El pesimismo desmoralizante
Acaso lo más preocupante de la crisis económica en que se debaten Europa y Estados Unidos no sea que, como a esta altura todos entienden, tendrá que pasar mucho tiempo antes de que se libren de las deudas colosales que les ha dejado un boom de consumo prolongado que fue posibilitado por el crédito barato.
Aún peor que la conciencia de que les esperan años difíciles es el clima de pesimismo extremo que está instalándose en virtualmente todos los países occidentales. En Estados Unidos los "paquetes de estímulo" colosales ensayados por el equipo del presidente Barack Obama apenas han incidido en la marcha de una economía que se resiste a recuperarse, mientras que en Europa se teme que los programas de austeridad sólo sirvan para depauperar a buena parte de la población. Pero no se trata sólo de que no haya ninguna seguridad de que las medidas que están tomando los gobiernos de los países más avanzados tengan el efecto previsto sino también del impacto anímico que está teniendo el temor de que todos los esfuerzos por superar la crisis pudieran resultar inútiles.
Huelga decir que el desconcierto manifiesto de los economistas profesionales más prestigiosos ante lo que está sucediendo no ha ayudado. Por el contrario, el que no hayan podido explicar con claridad lo que convendría hacer para que los países ricos salgan del pantano en que se han internado ha intensificado la sensación de que todos están a la deriva, sin mapas ni brújula, en una zona que les es totalmente desconocida. En cuanto a los políticos, repiten sin mucha convicción lo que les dicen sus asesores, socavando de tal manera su propia autoridad y por lo tanto brindando una impresión de impotencia. Asimismo, para oscurecer todavía más el panorama, se ha puesto de moda hablar de la decadencia irreversible de Occidente, sobre todo de Europa pero también de Estados Unidos, al trasladarse el centro de gravedad de la economía internacional al este de Asia. El escaso interés de los dirigentes europeos en hacer frente al desafío así planteado ha contribuido al clima de pesimismo que se ha difundido por el Viejo Continente. Lejos de reaccionar comprometiéndose a hacer cuanto resulte necesario para impedir que Europa se transforme en un apéndice de regiones supuestamente más vigorosas, parecería que se han resignado a su propia marginación.
A pesar del retroceso relativamente insignificante de los últimos años, los europeos siguen disfrutando de un estándar de vida que, en términos materiales por lo menos, es muy superior al conocido por generaciones anteriores, pero mientras que éstas confiaban en que el futuro sería mucho mejor que el pasado, en la actualidad la mayoría da por descontado que será peor. Los más golpeados por el cambio abrupto de expectativas han sido los millones de jóvenes, muchos de ellos bien instruidos, que no tienen un empleo estable ni creen en la posibilidad de encontrar uno en los próximos años. Se ha creado, pues, una situación paradójica: sociedades que en tiempos de estrechez se caracterizaban por el optimismo, lo que les permitió enfrentar con confianza dificultades económicas que fueron incomparablemente más penosas que las actuales, se sienten incapaces de reaccionar ante desafíos que deberían de parecerles decididamente menores.

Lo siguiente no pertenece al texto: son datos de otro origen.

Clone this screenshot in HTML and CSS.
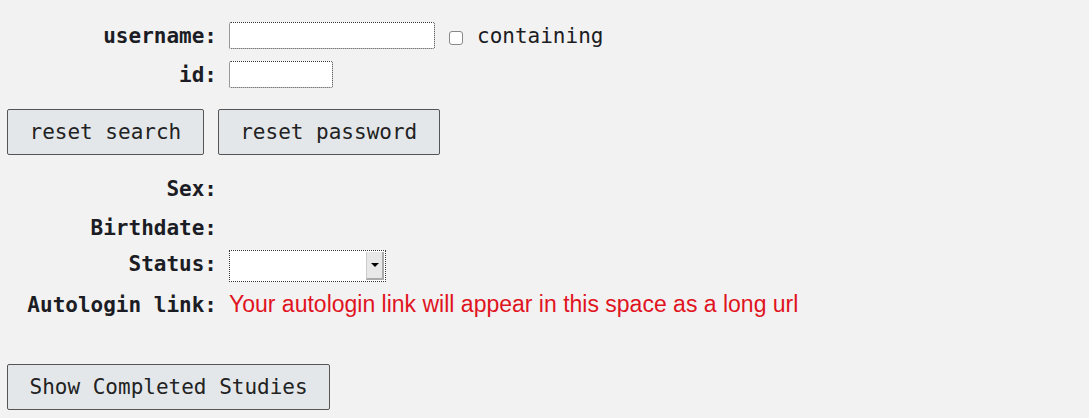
FILE: index.html
```html
<!DOCTYPE html>
<html>
<head>
<meta charset="utf-8">
<link rel="stylesheet" href="styles.css">
</head>
<body>
<div class="page">
  <div class="row r-user">
    <label class="lbl">username:</label>
    <div class="field">
      <input class="txt txt-user" type="text">
      <span class="check"></span>
      <span class="cap">containing</span>
    </div>
  </div>
  <div class="row r-id">
    <label class="lbl">id:</label>
    <div class="field"><input class="txt txt-id" type="text"></div>
  </div>
  <div class="btns">
    <button class="btn">reset search</button>
    <button class="btn">reset password</button>
  </div>
  <div class="row r-sex"><label class="lbl">Sex:</label><div class="field"></div></div>
  <div class="row r-birth"><label class="lbl">Birthdate:</label><div class="field"></div></div>
  <div class="row r-status">
    <label class="lbl">Status:</label>
    <div class="field">
      <span class="select"><span class="sel-body"></span><span class="sel-arrow"><span class="tri"></span></span></span>
    </div>
  </div>
  <div class="row r-auto">
    <label class="lbl">Autologin link:</label>
    <div class="field"><span class="red">Your autologin link will appear in this space as a long url</span></div>
  </div>
  <div class="btns last">
    <button class="btn">Show Completed Studies</button>
  </div>
</div>
</body>
</html>
```
FILE: styles.css
```css
html, body {
  margin: 0;
  padding: 0;
  background: #f2f2f2;
}
body {
  font-family: "DejaVu Sans Mono", monospace;
  font-size: 21px;
  color: #1c1c24;
}
.page {
  display: flex;
  flex-direction: column;
  padding: 22px 0 0 0;
}
.row {
  display: grid;
  grid-template-columns: 217px auto;
  column-gap: 12px;
  align-items: center;
  height: 27px;
}
.lbl {
  text-align: right;
  font-weight: bold;
  white-space: nowrap;
}
.field {
  display: flex;
  align-items: center;
}
.txt {
  box-sizing: border-box;
  height: 27px;
  border: 1px dotted #333;
  background: #fff;
  border-radius: 2px;
  margin: 0;
  padding: 0;
}
.txt-user { width: 206px; }
.txt-id { width: 104px; }
.check {
  width: 14px;
  height: 14px;
  box-sizing: border-box;
  border: 1px solid #888;
  border-radius: 3px;
  background: #fff;
  margin-left: 14px;
  margin-top: 4px;
}
.cap {
  margin-left: 14px;
}
.r-id { margin-top: 12px; }
.btns {
  display: flex;
  gap: 14px;
  margin-top: 21px;
  padding-left: 7px;
}
.btn {
  box-sizing: border-box;
  height: 46px;
  padding: 0 21.5px;
  font-family: "DejaVu Sans Mono", monospace;
  font-size: 21px;
  color: #222;
  background: #e4e7ea;
  border: 1px solid #555;
  border-radius: 2px;
}
.r-sex { margin-top: 20px; }
.r-birth { margin-top: 12px; }
.r-status { margin-top: 9px; height: 32px; }
.r-status .lbl { margin-top: -5px; }
.select {
  display: flex;
  box-sizing: border-box;
  width: 157px;
  height: 32px;
  border: 1px dotted #333;
  background: #fff;
  padding: 1px;
}
.sel-body { flex: 1; }
.sel-arrow {
  width: 15px;
  background: #e8e8e8;
  border-left: 1px solid #ccc;
  border-right: 2px solid #aaa;
  border-bottom: 2px solid #aaa;
  display: flex;
  align-items: center;
  justify-content: center;
}
.tri {
  width: 0;
  height: 0;
  border-left: 4px solid transparent;
  border-right: 4px solid transparent;
  border-top: 4px solid #000;
}
.r-auto { margin-top: 9px; }
.red {
  font-family: "Liberation Sans", Arial, sans-serif;
  font-size: 23px;
  color: #e0141e;
  white-space: nowrap;
}
.btns.last { margin-top: 46px; }
```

En principio, los europeos y, desde luego, los norteamericanos están mejor preparados para continuar progresando que los habitantes de países "emergentes" como China, la India y Brasil. Cuentan con sistemas educativos e instituciones políticas que son innegablemente superiores. Por lo demás, sus sociedades son menos corruptas. Sin embargo, mientras que tanto las elites como la ciudadanía en su conjunto de países que aún son terriblemente pobres y atrasados parecen convencidas de que pronto lograrán desplazar a los norteamericanos y europeos de su lugar privilegiado en la jerarquía internacional, éstos dan la impresión de sentirse tan abrumados por los problemas financieros que surgieron a partir de mediados del 2008 que no podrán hacer un esfuerzo colectivo por conservarlo, actitud que sin duda hubiera sorprendido a sus antecesores que, en un lapso muy breve, consiguieron propagar su civilización por el mundo entero sin que se les ocurriera que llegaría el día en que tendrían que resignarse a batirse pasivamente en retirada.